Receive it without comment? Refuse it? Accept it grudgingly? Demand more? Accept it and then resent the implied obligation? Accept it without registering that something was extended?
The honest answer reveals the current calibration. Many inhabitants run a default response across most kinds of offers, with the default having compiled early enough that the inhabitant no longer experiences it as a choice.
FOR THE INHABITANT WHO CANNOT TAKE
Practice smaller acts of receiving.
Accept the compliment without deflection. Receive the help without protest. Take the gift without immediate reciprocation pressure. Sit with the favor without scrambling to repay it. Notice the system’s discomfort with receiving — the discomfort is not data about whether receiving was appropriate. It is the conditioning protesting. With practice, the receiving becomes more available, and the system gradually learns that the catastrophe the conditioning was predicting does not arrive.
TAKING HONORS THE OFFERING
The other operator who extends something often does so because the extension matters to them.

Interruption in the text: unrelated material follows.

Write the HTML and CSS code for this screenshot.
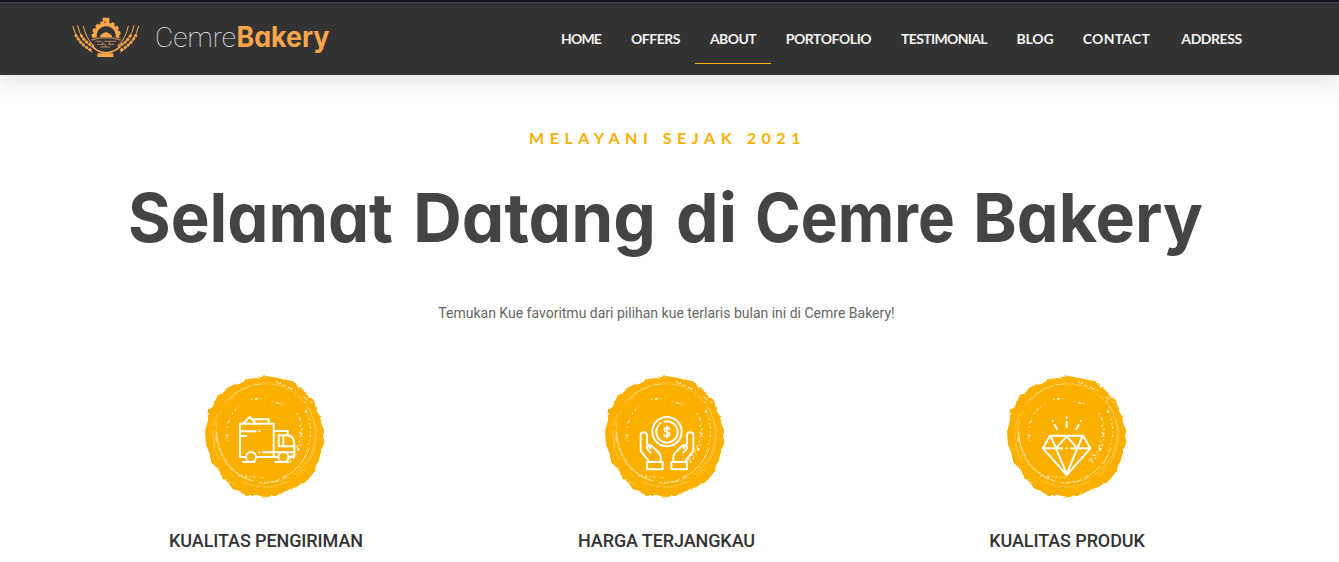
FILE: index.html
```html
<!DOCTYPE html>
<html lang="id">
<head>
<meta charset="utf-8">
<title>Cemre Bakery</title>
<link rel="stylesheet" href="styles.css">
</head>
<body>
<svg class="defs" width="0" height="0" aria-hidden="true">
  <defs>
    <filter id="rough" x="-5%" y="-5%" width="110%" height="110%">
      <feTurbulence type="fractalNoise" baseFrequency="0.09" numOctaves="2" seed="4" result="n"/>
      <feDisplacementMap in="SourceGraphic" in2="n" scale="8" xChannelSelector="R" yChannelSelector="G"/>
    </filter>
    <symbol id="brush" viewBox="0 0 408 405">
      <g filter="url(#rough)">
        <path fill="#fbb003" d="M152 28L180 24 210 18 245 24 292 34 306 50 320 58 336 78 354 90 361 120 372 138 377 165 384 178 382 198 385 218 375 240 374 262 359 288 357 302 335 330 300 352 274 360 250 374 210 382 180 375 150 378 128 362 110 356 94 336 75 320 72 305 45 275 40 248 30 225 27 185 36 150 35 122 50 110 65 76 84 66 100 48 130 42Z"/>
        <g fill="none" stroke="#fff">
          <circle cx="206" cy="196" r="155" stroke-width="1.5" stroke-dasharray="90 12 40 30 140 20 20 60" opacity=".6"/>
          <circle cx="209" cy="190" r="149" stroke-width="1.8" stroke-dasharray="150 10 60 25 8 30" opacity=".5"/>
          <path d="M62 185C64 250 105 315 172 333M190 338C260 342 315 298 340 235" stroke-width="3" stroke-dasharray="42 3 20 5" opacity=".7"/>
          <path d="M95 215C86 160 105 120 142 102M165 88l38-3m24 11l34 5" stroke-width="4" stroke-dasharray="4 8 10 7 2 12" opacity=".8"/>
          <path d="M303 130C325 165 328 225 282 278M312 165C318 205 306 242 272 274" stroke-width="4" stroke-dasharray="5 9 12 7 3 11" opacity=".85"/>
          <path d="M330 120C350 170 347 205 330 245M147 318l55 5" stroke-width="3" stroke-dasharray="7 9 3 6" opacity=".8"/>
          <path d="M90 48l55-15M240 35l60 27M77 324l38 20M322 80l30 22" stroke-width="3" stroke-dasharray="16 7 8 8" opacity=".8"/>
        </g>
      </g>
    </symbol>
  </defs>
</svg>

<header class="header">
  <a class="brand" href="#">
    <svg class="emblem" viewBox="0 0 240 150" aria-hidden="true">
      <g fill="none" stroke="#f9a64a">
        <path stroke-width="11" d="M87 77A34 34 0 1 1 154 77"/>
        <path stroke-width="7" stroke-dasharray="10 7" d="M81 76A40 40 0 1 1 160 76"/>
        <path stroke-width="5" d="M79 104Q119 141 163 104"/>
        <path stroke-width="3" d="M20 42Q32 90 79 121M35 40Q42 83 81 107M52 42Q60 80 83 101M218 42Q207 90 163 121M204 40Q196 83 158 107M187 42Q179 80 156 101"/>
        <path stroke-width="8" stroke-dasharray="9 3" d="M28 67Q43 98 78 116M44 68Q59 94 84 103M211 67Q196 98 162 116M195 68Q181 94 156 103"/>
      </g>
      <path fill="#f9a64a" d="M110 17h20v12h-20zM94 124h48v11H94zM102 76Q101 68 108 66 119 56 130 65 139 68 138 76Z"/>
      <g fill="none" stroke="#b98058">
        <path stroke-width="4" d="M77 84Q119 70 164 84"/>
        <path stroke-width="3" d="M88 88h18m9 0h36M94 97h24m8 0h19M103 105h30M110 88v9m20-9v9m-11 0v8"/>
      </g>
    </svg>
    <svg class="wordmark" viewBox="0 0 180 40" role="img">
      <text class="thin" x="0" y="28" textLength="81" lengthAdjust="spacingAndGlyphs">Cemre</text>
      <text class="heavy" x="81.5" y="28" textLength="93" lengthAdjust="spacingAndGlyphs">Bakery</text>
    </svg>
  </a>
  <nav class="nav">
    <a class="w-home" href="#">HOME</a>
    <a class="w-offers" href="#">OFFERS</a>
    <a class="w-about active" href="#">ABOUT</a>
    <a class="w-porto" href="#">PORTOFOLIO</a>
    <a class="w-testi" href="#">TESTIMONIAL</a>
    <a class="w-blog" href="#">BLOG</a>
    <a class="w-contact" href="#">CONTACT</a>
    <a class="w-address" href="#">ADDRESS</a>
  </nav>
</header>

<main class="about">
  <p class="eyebrow">MELAYANI SEJAK 2021</p>
  <h1 class="title">
    <svg viewBox="0 0 1100 90">
      <text x="7" y="68" textLength="265" lengthAdjust="spacingAndGlyphs">Selamat</text>
      <text x="292" y="68" textLength="243" lengthAdjust="spacingAndGlyphs">Datang</text>
      <text x="555" y="68" textLength="61" lengthAdjust="spacingAndGlyphs">di</text>
      <text x="634" y="68" textLength="200" lengthAdjust="spacingAndGlyphs">Cemre</text>
      <text x="852" y="68" textLength="230" lengthAdjust="spacingAndGlyphs">Bakery</text>
    </svg>
  </h1>
  <p class="lead">Temukan Kue favoritmu dari pilihan kue terlaris bulan ini di Cemre Bakery!</p>

  <section class="features">
    <article class="feature">
      <svg class="badge" viewBox="0 0 408 405" aria-hidden="true">
        <use href="#brush"/>
        <g fill="none" stroke="#fff" stroke-width="6" stroke-linejoin="round" stroke-linecap="round" transform="translate(-3 0)">
          <path d="M152 261H135V161H236V261H184M146 159l18-18 18 18M170 148h51v12M236 183h42v11M236 261h11M281 261h17v-40q0-25-26-25h-21v33h47M265 197v31M204 247h91M144 276h35M242 276h37"/>
          <path d="M137 184h45M137 198h17M193 184h1M193 247h1"/>
          <circle cx="168" cy="261" r="15"/><circle cx="265" cy="261" r="15"/>
        </g>
      </svg>
      <h2>KUALITAS PENGIRIMAN</h2>
    </article>
    <article class="feature">
      <svg class="badge" viewBox="0 0 408 405" aria-hidden="true">
        <use href="#brush"/>
        <g fill="none" stroke="#fff" stroke-width="6" stroke-linejoin="round" stroke-linecap="round">
          <circle cx="213" cy="185" r="44"/>
          <path d="M205 155A32 32 0 1 1 188 166M193 160h1"/>
          <path stroke-width="5" d="M213 168v35M221 177q-3-5-9-4-8 1-7 7 1 5 8 6 8 1 8 7-1 6-9 6-7 0-9-5"/>
          <path d="M157 271l-22-27q-1-4-1-12v-37q0-8 9-8t10 8v26l11 14M164 248l-10-11q-4-6 2-10 7-4 13 2l20 20q5 5 5 13v9M153 276h47v22h-47z"/>
          <path d="M269 271l22-27q1-4 1-12v-37q0-8-9-8t-10 8v26l-11 14M262 248l10-11q4-6-2-10-7-4-13 2l-20 20q-5 5-5 13v9M273 276h-47v22h47z"/>
        </g>
      </svg>
      <h2>HARGA TERJANGKAU</h2>
    </article>
    <article class="feature last">
      <svg class="badge" viewBox="0 0 408 405" aria-hidden="true">
        <use href="#brush"/>
        <g fill="none" stroke="#fff" stroke-width="6" stroke-linejoin="round" stroke-linecap="round">
          <path d="M156 197H255L277 235 206 315 135 235ZM135 235h57M219 235h58M158 198l16 37 32 77 32-77 16-37M176 232l30-33 30 33M205 235h1"/>
          <path d="M206 142v1M206 155v17M164 152v1M170 165l7 12M249 152v1M242 165l-7 12"/>
        </g>
      </svg>
      <h2>KUALITAS PRODUK</h2>
    </article>
  </section>
</main>
</body>
</html>
```

FILE: styles.css
```css
* { box-sizing: border-box; }

body {
  margin: 0;
  height: 562px;
  overflow: hidden;
  background: #fff;
  color: #333;
  font-family: Roboto, "Liberation Sans", sans-serif;
}

.defs { position: absolute; }

.header {
  display: flex;
  justify-content: space-between;
  height: 75px;
  padding: 9px 82px 0 66px;
  background: linear-gradient(#15171f 0 2px, #434354 2px 3px, #333 3px);
  box-shadow: 0 0 25px 4px rgba(0, 0, 0, 0.15);
}

.brand {
  display: flex;
  gap: 9px;
  text-decoration: none;
}

.emblem { width: 80px; height: 50px; margin-top: 3px; }
.wordmark { width: 180px; height: 40px; margin-top: 10px; }
.wordmark text { font-size: 28px; }
.thin { font-family: Roboto, sans-serif; font-weight: 100; fill: #e8e8e8; }
.heavy { font-family: Inter, sans-serif; font-weight: 700; font-feature-settings: "cv11"; fill: #f9a64a; }

.nav { display: flex; }

.nav a {
  display: flex;
  justify-content: center;
  height: 55px;
  padding-top: 20px;
  color: #f1f1f1;
  font: 700 14px/20px Lato, sans-serif;
  letter-spacing: -0.45px;
  text-decoration: none;
  border-bottom: 1px solid transparent;
}

.nav .active { border-bottom-color: #f9b000; }
.nav .w-home { width: 70px; letter-spacing: -0.8px; }
.nav .w-offers { width: 79px; }
.nav .w-about { width: 76px; letter-spacing: -0.6px; }
.nav .w-porto { width: 115px; }
.nav .w-testi { width: 116px; letter-spacing: -0.65px; }
.nav .w-blog { width: 66px; letter-spacing: -0.2px; }
.nav .w-contact { width: 98px; letter-spacing: 0.25px; padding-right: 1px; }
.nav .w-address { width: 91px; }

.about {
  display: flex;
  flex-direction: column;
  align-items: center;
  padding-top: 51px;
}

.eyebrow {
  margin: 0 4px 0 0;
  color: #fbb003;
  font: 700 16px/24px Lato, sans-serif;
  letter-spacing: 5.55px;
}

.title { margin: 24px 0 0; height: 90px; }
.title svg { display: block; width: 1100px; height: 90px; margin-left: 2px; }
.title text {
  font-family: Inter, sans-serif;
  font-size: 68px;
  font-weight: 700;
  font-feature-settings: "cv11";
  fill: #444;
}

.lead {
  margin: 39px 6px 0 0;
  color: #666;
  font-size: 14px;
  line-height: 20px;
}

.features {
  display: grid;
  grid-template-columns: repeat(3, 400.5px);
  margin-top: 47px;
  margin-left: -6px;
}

.feature {
  display: flex;
  flex-direction: column;
  align-items: center;
}

.badge { width: 136px; height: 135px; margin-left: -5px; }
.last .badge { margin-left: -2px; }

.feature h2 {
  margin: 23px 0 0;
  font-size: 18px;
  font-weight: 500;
  line-height: 25px;
  letter-spacing: -0.1px;
}
```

The taking, when it is appropriate, is what completes the operation. The refusal that the inhabitant frames as humility is sometimes a refusal to participate in the exchange the other operator was attempting. The other operator who wanted to give and was told no often experiences the refusal as a small rejection, even when the inhabitant intended only to be unburdensome. The taking is sometimes the gift the inhabitant can offer back — the willingness to receive what was extended, which lets the offering operator’s act land as intended.
Receive what is offered. The system needs the input. The exchange needs the completion.